法華狼の日記

他名義は“ほっけ”等。主な話題は、アニメやネットや歴史認識の感想。ときどき著名人は敬称略。

水木しげる『従軍慰安婦』でも描かれた数の暴力

極めて短いエッセイコミックで、初出は1999年。従軍慰安婦をテーマに水木サンが「よく従軍慰安婦のバイショウのことが新聞に出たりしているが、あれは体験のない人にはわからないだろうが……やはり“地獄”だったと思う。だからバイショウはすべきだろうナ。……といつも思っている。」*1と語っていることで知られている。
見返して思ったのが、「ピー」と呼ばれた従軍慰安婦が1日に「処理」した人数の意味。1人が受け持つ小屋の前に80人から100人くらいの兵隊が並び、「一人三十分としてもとても今日中にできるとは思われない、軽く一週間くらいかかるはずだ。」*2と水木サンは推測した。この後あきらめて列を離れた水木サンの視線に、「処理」を中断した朝鮮人慰安婦が気づきながらもあわただしく排泄を行なうという、肉体の尊厳を失わされた「地獄」の光景が展開される。
吉見義明『従軍慰安婦』では下士官や兵士を対称にする慰安婦は、多い場合で1日20〜30人、後に3日の休みを必要とした例外として60人を相手させられたという数字が上げられている*3。上杉聰『脱ゴーマニズム宣言』では元慰安婦の証言として一晩に100人以上を相手させられたことを、1人ごとに小枝を折って数えたという証言とともに提示された*4。

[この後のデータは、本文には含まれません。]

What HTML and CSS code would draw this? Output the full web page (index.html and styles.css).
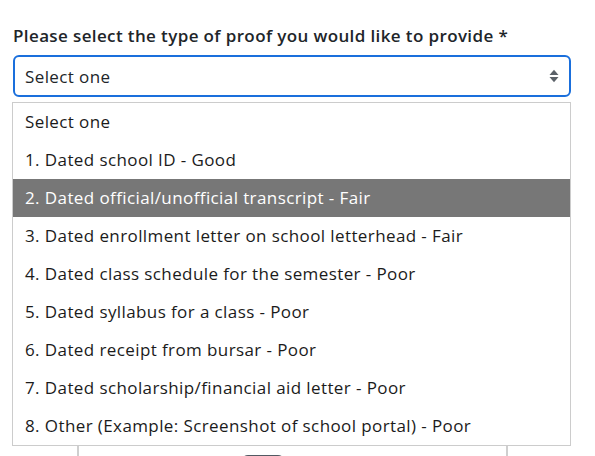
FILE: index.html
```html
<!DOCTYPE html>
<html>
<head>
<meta charset="utf-8">
<link rel="stylesheet" href="styles.css">
</head>
<body>
<div class="page">
  <label class="label">Please select the type of proof you would like to provide *</label>
  <div class="select">
    <span class="select-text">Select one</span>
    <svg class="arrows" width="10" height="14" viewBox="0 0 10 14">
      <path d="M0.5 6 L5 0.8 L9.5 6 Z" fill="#5b6168"/>
      <path d="M0.5 8 L5 13.2 L9.5 8 Z" fill="#5b6168"/>
    </svg>
  </div>
  <div class="behind">
    <div class="panel">
      <div class="tabs"><span class="tab-dark"></span><span class="tab-light"></span></div>
    </div>
  </div>
  <ul class="dropdown">
    <li>Select one</li>
    <li>1. Dated school ID - Good</li>
    <li class="active">2. Dated official/unofficial transcript - Fair</li>
    <li>3. Dated enrollment letter on school letterhead - Fair</li>
    <li>4. Dated class schedule for the semester - Poor</li>
    <li>5. Dated syllabus for a class - Poor</li>
    <li>6. Dated receipt from bursar - Poor</li>
    <li>7. Dated scholarship/financial aid letter - Poor</li>
    <li>8. Other (Example: Screenshot of school portal) - Poor</li>
  </ul>
</div>
</body>
</html>
```
FILE: styles.css
```css
html, body {
  margin: 0;
  padding: 0;
  background: #ffffff;
}
body {
  width: 595px;
  height: 456px;
  overflow: hidden;
  font-family: "Open Sans", "Noto Sans", sans-serif;
  color: #212529;
}
.page {
  position: relative;
  padding: 24px 24px 0 13px;
}
.label {
  display: block;
  font-size: 17px;
  font-weight: 600;
  line-height: 24px;
  margin-bottom: 7px;
  color: #212529;
  letter-spacing: 0.38px;
}
.select {
  box-sizing: border-box;
  width: 558px;
  height: 42px;
  border: 2px solid #1a6fdc;
  border-radius: 6px;
  display: flex;
  align-items: center;
  justify-content: space-between;
  padding: 0 10px 0 10px;
}
.select-text {
  font-size: 17px;
  color: #212529;
  letter-spacing: 0.4px;
}
.arrows {
  display: block;
}
.behind {
  margin-top: 6px;
  padding-left: 64px;
}
.panel {
  box-sizing: border-box;
  width: 431px;
  height: 360px;
  border-left: 2px solid #cfcfcf;
  border-right: 2px solid #cfcfcf;
  display: flex;
  flex-direction: column;
  justify-content: flex-end;
}
.tabs {
  display: flex;
  align-items: flex-end;
  padding-left: 162px;
  height: 10px;
}
.tab-dark {
  width: 44px;
  height: 8px;
  background: #525a63;
  border-radius: 7px 7px 0 0;
}
.tab-light {
  width: 58px;
  height: 3px;
  background: #e4e6e8;
}
.dropdown {
  position: absolute;
  top: 102px;
  left: 12px;
  width: 557px;
  margin: 0;
  padding: 0;
  list-style: none;
  background: #ffffff;
  border: 1px solid #cccccc;
}
.dropdown li {
  height: 38px;
  line-height: 38px;
  padding-left: 12px;
  font-size: 17px;
  letter-spacing: 0.4px;
  color: #1b1b1b;
  white-space: nowrap;
}
.dropdown li.active {
  background: #777777;
  color: #ffffff;
}
```
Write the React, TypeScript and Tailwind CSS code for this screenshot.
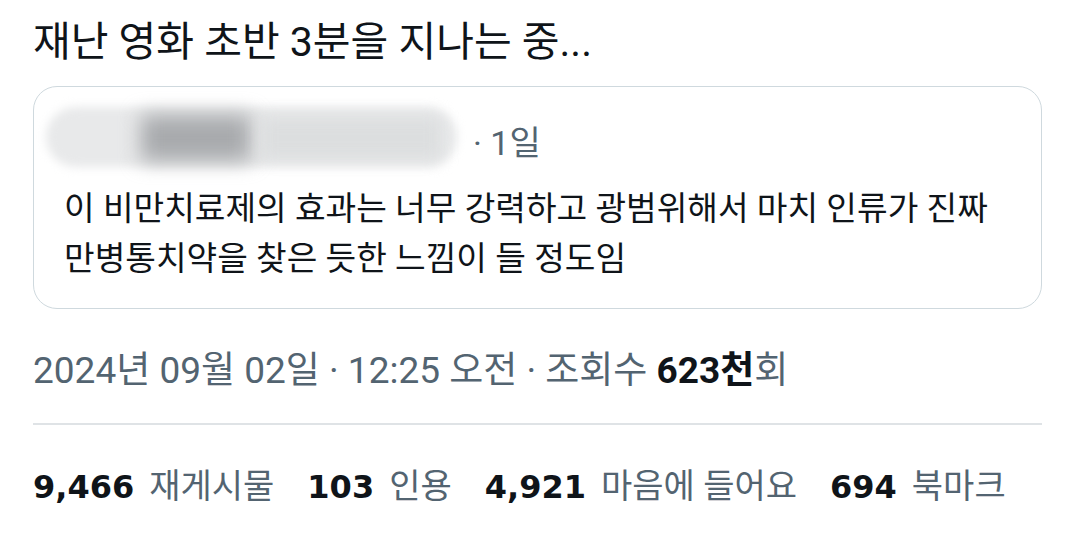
const font = {
  fontFamily: '"Roboto", "Noto Sans CJK KR", sans-serif',
};

const numFont = {
  fontFamily: '"DejaVu Sans", "Noto Sans CJK KR", sans-serif',
};

function Stat({ value, label }: { value: string; label: string }) {
  return (
    <span className="flex items-baseline gap-[15px]">
      <span className="font-bold text-[32px] text-[#0f1419]" style={numFont}>
        {value}
      </span>
      <span className="text-[#536471]">{label}</span>
    </span>
  );
}

export default function App() {
  return (
    <div className="w-[1073px] h-[534px] bg-white overflow-hidden" style={font}>
      <div className="pl-[33px] pr-[31px] pt-[14px]">
        <h1 className="text-[41px] leading-[56px] text-[#0f1419]">
          재난 영화 초반 3분을 지나는 중...
        </h1>

        {/* Quoted post */}
        <div className="mt-[16px] h-[223px] rounded-[24px] border border-[#cfd9de] px-[30px] pt-[14px]">
          <div className="flex items-center h-[74px]">
            <div className="relative w-[425px] h-[74px] -ml-[18px]">
              <div className="absolute top-[6px] bottom-[8px] left-0 right-[14px] rounded-full bg-[#e8e9ea] blur-[5px]" />
              <div className="absolute top-[14px] bottom-[14px] left-[95px] w-[110px] bg-[#a8aaad] blur-[10px]" />
              <div className="absolute top-[16px] bottom-[16px] left-[215px] w-[180px] bg-[#dcdedf] blur-[8px]" />
            </div>
            <span className="ml-[2px] mt-[10px] text-[34px] text-[#536471]">
              · 1일
            </span>
          </div>
          <p className="mt-[9px] text-[33.3px] leading-[50px] text-[#0f1419]">
            이 비만치료제의 효과는 너무 강력하고 광범위해서 마치 인류가 진짜
            <br />
            만병통치약을 찾은 듯한 느낌이 들 정도임
          </p>
        </div>

        {/* Time & views */}
        <div className="mt-[38px] text-[37px] leading-[48px] text-[#536471]">
          2024년 09월 02일 · 12:25 오전 · 조회수{" "}
          <span className="font-bold text-[#0f1419]">623천</span>회
        </div>

        <div className="mt-[28px] border-t-2 border-[#dfe3e6]" />

        {/* Engagement */}
        <div className="mt-[37px] flex items-baseline gap-[33px] text-[34px] leading-[48px]">
          <Stat value="9,466" label="재게시물" />
          <Stat value="103" label="인용" />
          <Stat value="4,921" label="마음에 들어요" />
          <Stat value="694" label="북마크" />
        </div>
      </div>
    </div>
  );
}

上杉氏は1人30分と考えて一晩では無理だろうと考えたが、ある軍人の手記にストップウォッチで計って平均1人5分という記述があったことから、起こりうると結論づけた*5。つまり水木サンが描いた体験談は、必ずしも極端に数字を誇張しているわけではない。異なる証言から同じ数字が出てきたからには、実際にあった出来事が基礎にあると考えるべきだろう。
無機質な数字の情報として提示されるだけでも気が滅入る。あたかも兵士の立場では天国であったかのような露悪的な主張もあるが、とんでもない。短時間の機械的な処理方法として慰安婦をあてがわれた兵士から見ても、慰安所は幸福な場所などではなかったのだ。

*1:小学館文庫『カランコロン漂泊記』161頁。改行は引用せず、異なるフキダシの台詞を中略せず一繋がりで引用した。

*2:158頁。

*3:141〜142頁。

*4:142頁。

*5:142頁。念のため、全ての従軍慰安婦が同じ環境だったと主張しているわけではない。